**Task to carry out**. Copy every line that mentions the word "this".

**Given data**.
--------------------

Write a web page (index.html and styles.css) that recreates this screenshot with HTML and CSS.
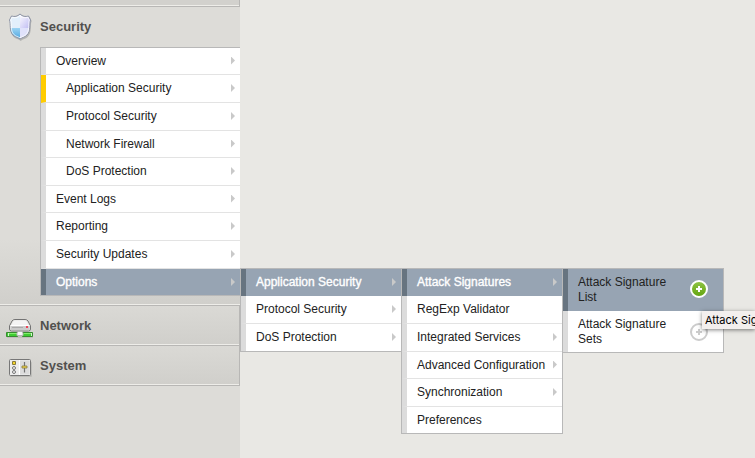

--------------------

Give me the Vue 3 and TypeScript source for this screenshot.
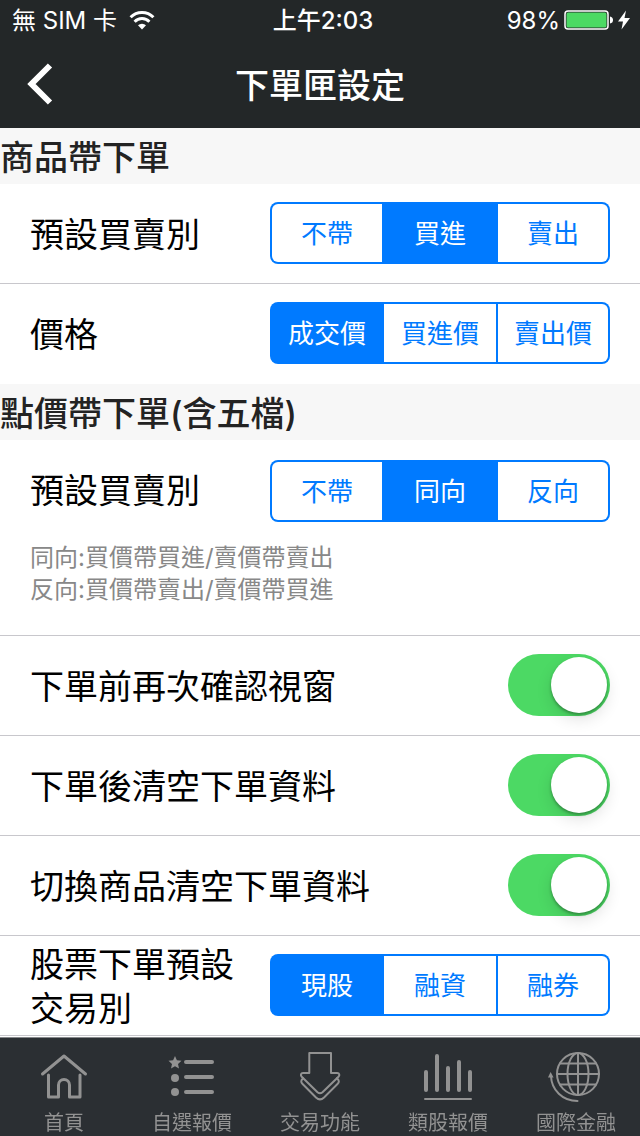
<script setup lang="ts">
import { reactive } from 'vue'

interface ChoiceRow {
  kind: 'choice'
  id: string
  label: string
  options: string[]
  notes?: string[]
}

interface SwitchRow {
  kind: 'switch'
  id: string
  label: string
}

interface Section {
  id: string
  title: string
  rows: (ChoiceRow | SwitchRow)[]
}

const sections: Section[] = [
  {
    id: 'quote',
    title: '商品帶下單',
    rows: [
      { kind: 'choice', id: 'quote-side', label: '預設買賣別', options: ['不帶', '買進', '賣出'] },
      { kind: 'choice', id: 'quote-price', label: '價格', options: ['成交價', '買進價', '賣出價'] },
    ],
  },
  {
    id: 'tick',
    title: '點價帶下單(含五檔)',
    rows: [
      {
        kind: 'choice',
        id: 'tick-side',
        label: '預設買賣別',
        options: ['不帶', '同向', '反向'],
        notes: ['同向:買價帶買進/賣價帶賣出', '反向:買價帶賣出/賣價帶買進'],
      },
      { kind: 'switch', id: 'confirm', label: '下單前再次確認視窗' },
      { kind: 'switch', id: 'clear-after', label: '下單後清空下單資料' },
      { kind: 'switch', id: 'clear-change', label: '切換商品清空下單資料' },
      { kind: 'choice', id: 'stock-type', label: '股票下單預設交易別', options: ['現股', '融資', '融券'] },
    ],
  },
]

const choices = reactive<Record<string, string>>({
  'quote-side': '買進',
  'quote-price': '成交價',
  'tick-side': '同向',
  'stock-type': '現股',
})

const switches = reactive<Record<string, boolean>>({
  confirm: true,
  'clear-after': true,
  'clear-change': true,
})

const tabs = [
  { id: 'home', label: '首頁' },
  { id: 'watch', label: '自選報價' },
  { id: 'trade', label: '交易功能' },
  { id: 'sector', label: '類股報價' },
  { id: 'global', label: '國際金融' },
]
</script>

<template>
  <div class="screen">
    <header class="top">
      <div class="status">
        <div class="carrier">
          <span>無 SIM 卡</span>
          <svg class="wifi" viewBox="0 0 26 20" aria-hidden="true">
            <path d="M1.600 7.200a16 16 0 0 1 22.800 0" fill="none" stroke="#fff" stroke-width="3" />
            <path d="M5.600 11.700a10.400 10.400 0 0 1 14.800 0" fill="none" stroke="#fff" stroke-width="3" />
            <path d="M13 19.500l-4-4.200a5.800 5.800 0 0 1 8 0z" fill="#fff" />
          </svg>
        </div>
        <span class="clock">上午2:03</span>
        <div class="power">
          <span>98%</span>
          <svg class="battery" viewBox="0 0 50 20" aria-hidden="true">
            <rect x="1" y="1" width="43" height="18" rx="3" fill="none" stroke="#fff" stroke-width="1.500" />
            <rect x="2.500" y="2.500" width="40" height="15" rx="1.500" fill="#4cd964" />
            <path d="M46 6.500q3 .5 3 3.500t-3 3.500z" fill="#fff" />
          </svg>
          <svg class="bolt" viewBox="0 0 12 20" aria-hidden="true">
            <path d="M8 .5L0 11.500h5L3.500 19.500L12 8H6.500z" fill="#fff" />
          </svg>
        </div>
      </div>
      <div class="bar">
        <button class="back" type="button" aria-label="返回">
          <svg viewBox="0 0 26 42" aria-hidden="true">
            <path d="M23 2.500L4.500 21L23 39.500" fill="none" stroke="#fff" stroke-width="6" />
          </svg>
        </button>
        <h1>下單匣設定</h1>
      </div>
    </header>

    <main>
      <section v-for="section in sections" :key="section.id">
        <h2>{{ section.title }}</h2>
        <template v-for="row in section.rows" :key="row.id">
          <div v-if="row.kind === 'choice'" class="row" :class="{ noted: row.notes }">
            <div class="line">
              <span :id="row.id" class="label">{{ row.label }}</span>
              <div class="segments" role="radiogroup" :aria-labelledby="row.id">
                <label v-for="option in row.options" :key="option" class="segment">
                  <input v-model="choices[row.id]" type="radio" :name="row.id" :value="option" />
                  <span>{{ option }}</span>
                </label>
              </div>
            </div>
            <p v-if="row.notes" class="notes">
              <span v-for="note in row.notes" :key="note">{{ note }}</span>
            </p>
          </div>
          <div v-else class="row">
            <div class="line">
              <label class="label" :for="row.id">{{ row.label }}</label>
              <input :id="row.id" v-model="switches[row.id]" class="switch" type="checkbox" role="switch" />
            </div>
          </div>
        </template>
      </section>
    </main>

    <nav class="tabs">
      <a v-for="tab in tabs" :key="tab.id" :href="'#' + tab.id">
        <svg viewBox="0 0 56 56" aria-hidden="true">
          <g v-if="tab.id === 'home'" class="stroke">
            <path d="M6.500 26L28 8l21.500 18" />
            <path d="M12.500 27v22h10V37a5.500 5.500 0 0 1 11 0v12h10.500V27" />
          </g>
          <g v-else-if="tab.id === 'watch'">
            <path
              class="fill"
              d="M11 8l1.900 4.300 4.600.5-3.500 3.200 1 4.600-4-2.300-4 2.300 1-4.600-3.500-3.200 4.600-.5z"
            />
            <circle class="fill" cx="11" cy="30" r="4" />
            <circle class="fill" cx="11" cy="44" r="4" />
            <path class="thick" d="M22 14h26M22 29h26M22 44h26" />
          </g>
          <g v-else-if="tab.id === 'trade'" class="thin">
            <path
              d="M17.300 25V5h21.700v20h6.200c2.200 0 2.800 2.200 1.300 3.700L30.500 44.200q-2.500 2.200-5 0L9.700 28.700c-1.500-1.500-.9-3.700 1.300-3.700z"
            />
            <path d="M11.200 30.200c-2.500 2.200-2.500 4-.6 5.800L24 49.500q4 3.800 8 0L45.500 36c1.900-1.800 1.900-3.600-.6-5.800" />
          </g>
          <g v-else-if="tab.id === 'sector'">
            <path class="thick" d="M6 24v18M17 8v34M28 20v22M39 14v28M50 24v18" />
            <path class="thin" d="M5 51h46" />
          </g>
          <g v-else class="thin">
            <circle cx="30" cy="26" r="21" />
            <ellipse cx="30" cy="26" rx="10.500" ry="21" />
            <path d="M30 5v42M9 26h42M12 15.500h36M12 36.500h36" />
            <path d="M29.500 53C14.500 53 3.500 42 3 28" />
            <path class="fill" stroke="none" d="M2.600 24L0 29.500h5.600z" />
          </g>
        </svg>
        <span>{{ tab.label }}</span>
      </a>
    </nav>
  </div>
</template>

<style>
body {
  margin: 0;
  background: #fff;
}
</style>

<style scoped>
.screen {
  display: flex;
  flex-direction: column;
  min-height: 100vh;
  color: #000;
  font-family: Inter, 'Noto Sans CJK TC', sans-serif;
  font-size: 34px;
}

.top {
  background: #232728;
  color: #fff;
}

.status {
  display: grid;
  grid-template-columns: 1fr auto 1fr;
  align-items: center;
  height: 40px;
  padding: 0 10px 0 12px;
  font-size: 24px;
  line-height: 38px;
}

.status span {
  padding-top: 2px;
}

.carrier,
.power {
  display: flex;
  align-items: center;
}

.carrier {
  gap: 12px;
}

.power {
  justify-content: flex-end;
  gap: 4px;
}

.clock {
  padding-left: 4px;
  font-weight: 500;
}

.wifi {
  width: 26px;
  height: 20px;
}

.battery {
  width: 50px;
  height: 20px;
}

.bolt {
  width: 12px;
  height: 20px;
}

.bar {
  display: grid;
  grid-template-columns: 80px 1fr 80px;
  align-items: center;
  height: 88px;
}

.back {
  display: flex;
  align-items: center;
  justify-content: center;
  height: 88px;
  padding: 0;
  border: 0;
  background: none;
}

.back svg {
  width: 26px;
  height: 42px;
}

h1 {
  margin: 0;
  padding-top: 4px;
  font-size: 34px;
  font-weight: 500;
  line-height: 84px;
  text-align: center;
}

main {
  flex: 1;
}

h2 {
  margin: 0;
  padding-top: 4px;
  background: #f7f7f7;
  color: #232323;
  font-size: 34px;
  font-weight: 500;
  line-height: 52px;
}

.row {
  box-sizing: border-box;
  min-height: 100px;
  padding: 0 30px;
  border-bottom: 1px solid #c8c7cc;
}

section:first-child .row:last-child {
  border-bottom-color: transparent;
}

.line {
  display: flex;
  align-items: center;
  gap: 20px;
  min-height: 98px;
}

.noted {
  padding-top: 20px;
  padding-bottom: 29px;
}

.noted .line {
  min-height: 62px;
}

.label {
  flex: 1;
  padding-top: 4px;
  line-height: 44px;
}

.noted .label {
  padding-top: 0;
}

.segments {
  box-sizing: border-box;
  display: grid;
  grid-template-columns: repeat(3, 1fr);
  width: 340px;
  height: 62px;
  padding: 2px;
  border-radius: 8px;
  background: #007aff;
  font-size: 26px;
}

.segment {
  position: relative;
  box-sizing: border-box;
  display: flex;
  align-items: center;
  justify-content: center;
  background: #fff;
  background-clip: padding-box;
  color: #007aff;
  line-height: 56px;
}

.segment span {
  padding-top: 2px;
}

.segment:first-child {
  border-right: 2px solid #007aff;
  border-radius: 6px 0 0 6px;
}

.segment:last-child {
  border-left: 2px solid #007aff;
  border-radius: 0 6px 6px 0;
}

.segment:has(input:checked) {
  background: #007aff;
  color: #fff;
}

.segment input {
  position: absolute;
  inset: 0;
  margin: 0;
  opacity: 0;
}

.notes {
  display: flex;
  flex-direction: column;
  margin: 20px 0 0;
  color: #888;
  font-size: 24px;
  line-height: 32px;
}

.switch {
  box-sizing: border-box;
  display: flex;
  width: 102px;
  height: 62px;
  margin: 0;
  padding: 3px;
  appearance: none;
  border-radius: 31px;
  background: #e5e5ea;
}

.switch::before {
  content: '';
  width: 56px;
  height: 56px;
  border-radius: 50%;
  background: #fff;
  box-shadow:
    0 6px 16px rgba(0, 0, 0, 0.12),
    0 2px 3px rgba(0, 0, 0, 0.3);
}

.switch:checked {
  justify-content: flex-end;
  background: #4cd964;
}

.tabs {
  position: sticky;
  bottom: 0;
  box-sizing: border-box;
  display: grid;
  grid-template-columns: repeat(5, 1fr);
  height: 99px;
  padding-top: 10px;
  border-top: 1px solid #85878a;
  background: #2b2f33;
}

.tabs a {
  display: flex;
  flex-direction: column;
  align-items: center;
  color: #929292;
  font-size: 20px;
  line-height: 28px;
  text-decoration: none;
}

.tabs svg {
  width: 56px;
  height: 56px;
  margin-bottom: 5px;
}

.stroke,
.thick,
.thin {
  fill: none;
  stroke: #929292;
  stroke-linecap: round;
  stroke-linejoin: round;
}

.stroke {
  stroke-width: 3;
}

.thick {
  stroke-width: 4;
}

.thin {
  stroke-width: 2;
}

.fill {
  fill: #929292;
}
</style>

--------------------

**Task response**.
Write a web page (index.html and styles.css) that recreates this screenshot with HTML and CSS.
Give me the Vue 3 and TypeScript source for this screenshot.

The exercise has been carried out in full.